- _STATED GOAL_
Reproduce the listing below word for word, with no pictures.

====== DATA BLOCK

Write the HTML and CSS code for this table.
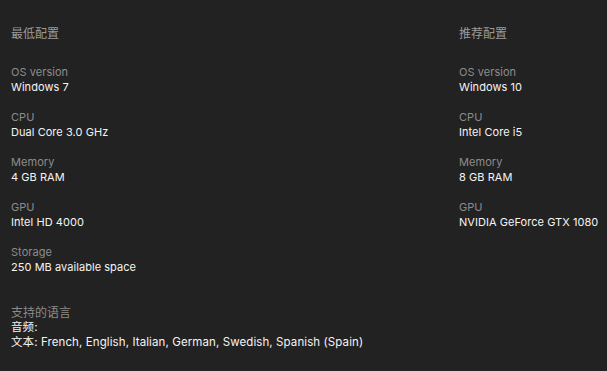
FILE: index.html
```html
<!DOCTYPE html>
<html lang="zh">
<head>
<meta charset="utf-8">
<link rel="stylesheet" href="styles.css">
</head>
<body>
<main class="page">
  <div class="cols">
    <section class="col">
      <h2 class="heading">最低配置</h2>
      <dl class="specs">
        <div class="spec"><dt>OS version</dt><dd>Windows 7</dd></div>
        <div class="spec"><dt>CPU</dt><dd>Dual Core 3.0 GHz</dd></div>
        <div class="spec"><dt>Memory</dt><dd>4 GB RAM</dd></div>
        <div class="spec"><dt>GPU</dt><dd>Intel HD 4000</dd></div>
        <div class="spec"><dt>Storage</dt><dd>250 MB available space</dd></div>
      </dl>
    </section>
    <section class="col">
      <h2 class="heading">推荐配置</h2>
      <dl class="specs">
        <div class="spec"><dt>OS version</dt><dd>Windows 10</dd></div>
        <div class="spec"><dt>CPU</dt><dd>Intel Core i5</dd></div>
        <div class="spec"><dt>Memory</dt><dd>8 GB RAM</dd></div>
        <div class="spec"><dt>GPU</dt><dd>NVIDIA GeForce GTX 1080</dd></div>
      </dl>
    </section>
  </div>
  <section class="langs">
    <div class="langs-title">支持的语言</div>
    <div class="langs-line">音频:</div>
    <div class="langs-line">文本: French, English, Italian, German, Swedish, Spanish (Spain)</div>
  </section>
</main>
</body>
</html>
```

FILE: styles.css
```css
html, body {
  margin: 0;
  padding: 0;
  background: #222222;
}
body {
  font-family: Inter, "Noto Sans CJK SC", sans-serif;
  font-size: 11px;
  line-height: 15px;
  color: #f2f2f2;
}
.page {
  padding: 26px 0 0 11px;
}
.cols {
  display: grid;
  grid-template-columns: 448px auto;
}
.heading {
  margin: 0 0 24px;
  font-size: 12px;
  font-weight: normal;
  line-height: 15px;
  color: #9a9a9a;
}
.specs {
  margin: 0;
  display: flex;
  flex-direction: column;
  gap: 15px;
  letter-spacing: 0.05px;
}
.spec dt {
  color: #8c8c8c;
}
.spec dd {
  margin: 0;
  color: #f4f4f4;
}
.langs {
  margin-top: 30px;
}
.langs-title {
  font-size: 12px;
  color: #8c8c8c;
}
.langs-line {
  font-size: 11.5px;
  letter-spacing: 0.1px;
  color: #f4f4f4;
}
```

============

- _RIGHT ANSWER_
Write the HTML and CSS code for this table.
FILE: index.html
```html
<!DOCTYPE html>
<html lang="zh">
<head>
<meta charset="utf-8">
<link rel="stylesheet" href="styles.css">
</head>
<body>
<main class="page">
  <div class="cols">
    <section class="col">
      <h2 class="heading">最低配置</h2>
      <dl class="specs">
        <div class="spec"><dt>OS version</dt><dd>Windows 7</dd></div>
        <div class="spec"><dt>CPU</dt><dd>Dual Core 3.0 GHz</dd></div>
        <div class="spec"><dt>Memory</dt><dd>4 GB RAM</dd></div>
        <div class="spec"><dt>GPU</dt><dd>Intel HD 4000</dd></div>
        <div class="spec"><dt>Storage</dt><dd>250 MB available space</dd></div>
      </dl>
    </section>
    <section class="col">
      <h2 class="heading">推荐配置</h2>
      <dl class="specs">
        <div class="spec"><dt>OS version</dt><dd>Windows 10</dd></div>
        <div class="spec"><dt>CPU</dt><dd>Intel Core i5</dd></div>
        <div class="spec"><dt>Memory</dt><dd>8 GB RAM</dd></div>
        <div class="spec"><dt>GPU</dt><dd>NVIDIA GeForce GTX 1080</dd></div>
      </dl>
    </section>
  </div>
  <section class="langs">
    <div class="langs-title">支持的语言</div>
    <div class="langs-line">音频:</div>
    <div class="langs-line">文本: French, English, Italian, German, Swedish, Spanish (Spain)</div>
  </section>
</main>
</body>
</html>
```

FILE: styles.css
```css
html, body {
  margin: 0;
  padding: 0;
  background: #222222;
}
body {
  font-family: Inter, "Noto Sans CJK SC", sans-serif;
  font-size: 11px;
  line-height: 15px;
  color: #f2f2f2;
}
.page {
  padding: 26px 0 0 11px;
}
.cols {
  display: grid;
  grid-template-columns: 448px auto;
}
.heading {
  margin: 0 0 24px;
  font-size: 12px;
  font-weight: normal;
  line-height: 15px;
  color: #9a9a9a;
}
.specs {
  margin: 0;
  display: flex;
  flex-direction: column;
  gap: 15px;
  letter-spacing: 0.05px;
}
.spec dt {
  color: #8c8c8c;
}
.spec dd {
  margin: 0;
  color: #f4f4f4;
}
.langs {
  margin-top: 30px;
}
.langs-title {
  font-size: 12px;
  color: #8c8c8c;
}
.langs-line {
  font-size: 11.5px;
  letter-spacing: 0.1px;
  color: #f4f4f4;
}
```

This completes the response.